Journaliste – Le corps de Viktoria Marinova, 30 ans, responsable administrative et présentatrice sur TVN Ruse, a été découvert samedi dans un parc de la ville, a annoncé dimanche le procureur régional, Georgy Georgiev.
La jeune femme a été frappée à la tête et étranglée, d’après le ministère de l’Intérieur, qui précise qu’elle avait aussi été violée.
Les enquêteurs examinent toutes les pistes, tant liées à la vie personnelle que professionnelle de la journaliste. Elle animait une émission consacrée aux questions de société diffusée localement à Roussé, grand port des bords du Danube, à la frontière avec la Roumanie.
Le premier ministre, Boïko Borissov, a déclaré à la presse que l’enquête devrait rapidement établir l’identité du meurtrier. Il a ajouté que les experts avaient collecté de nombreux échantillons d’ADN.
Dans le dernier numéro de cette émission, le 30 septembre, elle avait diffusé un entretien avec deux journalistes d’investigation réputés, le Bulgare Dimitar Stoyanov et le Roumain Attila Biro, qui enquêtent sur des soupçons de fraude aux subventions européennes qui impliqueraient des hommes d’affaires et des élus.
Les deux journalistes avaient brièvement été retenus par la police au cours de cette enquête, leur cas suscitant une condamnation de l’ONG Reporter sans frontières (RSF).
Corruption fréquente La Bulgarie est située au 111e rang du classement établi par RSF sur la liberté de la presse, ce qui en fait le pays membre de l’UE le plus mal placé.
Le pays est régulièrement mis en cause pour son environnement médiatique corrompu qui porte atteinte à la liberté d’informer.
Cette situation alarmante a conduit de nombreux observateurs à faire le lien dimanche entre le meurtre de la journaliste et ses activités professionnelles.
Le représentant pour la liberté des médias à l’Organisation pour la sécurité et la coopération en Europe (OSCE), Harlem Désir, s’est dit « choqué » par le meurtre d’une « journaliste d’investigation », appelant à une « enquête complète et rigoureuse », dans un message sur Twitter.
Nombreuses réactions des médias De nombreux journalistes ont partagé leur émotion sur les réseaux sociaux, rappelant qu’elle était la troisième journaliste tuée en un an en Europe après le reporter Jan Kuciak, en Slovaquie, en février, et la journaliste maltaise Daphné Caruana Galizia, en octobre 2017.
RSF a exhorté les autorités bulgares « à faire toute la lumière sur cet acte odieux », leur demandant de placer les collègues de Mme Marinova sous protection.

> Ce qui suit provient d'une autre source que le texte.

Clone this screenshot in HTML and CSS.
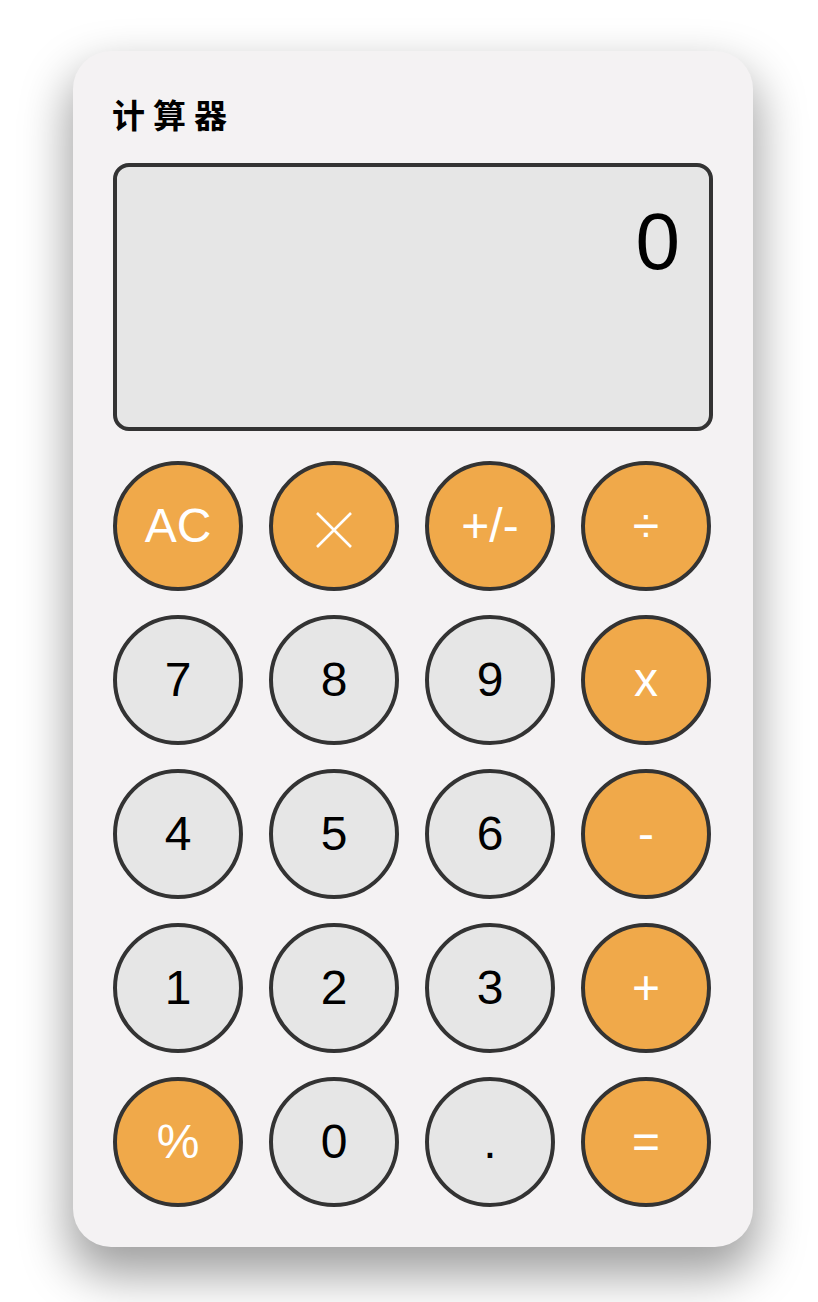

Une demande également relayée par le site d’investigation bulgare Bivol.bg, animé notamment par Dimitar Stoyanov, le journaliste récemment interviewé par Mme Marinova.
« Nous sommes sous le choc. Jamais nous n’avons reçu de menace sous aucune forme », a déclaré à l’AFP un journaliste de TVN Ruse, collaborateur de la victime, sous couvert d’anonymat. Il a ajouté que ses collègues et lui craignaient désormais pour leur sécurité.
Il a décrit Mme Marinova comme une journaliste « disciplinée, ambitieuse, allant jusqu’au bout et habitée par un grand sens de la justice ». Elle avait notamment donné la parole à des personnes en souffrance, confrontées à des problèmes de violences conjugales, d’alcoolisme ou de handicap.
Des sources policières ont déclaré à l’AFP douter du lien direct entre le meurtre et la profession de la journaliste.
« Son téléphone portable, ses clés de voiture, ses lunettes et une partie de ses vêtements ont disparu », a précisé le parquet local.
Selon RSF, les journalistes d’investigation bulgares sont exposés à « de nombreuses formes de pression et d’intimidation » et font face à des « oligarques exerçant un monopole médiatique et à des autorités soupçonnées de corruption et de liens avec le crime organisé ».
Selon l’Association des journalistes européens, basée en Bulgarie, les journalistes de médias régionaux et locaux sont particulièrement exposés.
La fréquence des cas de violences contre les femmes est également un phénomène préoccupant dans le pays.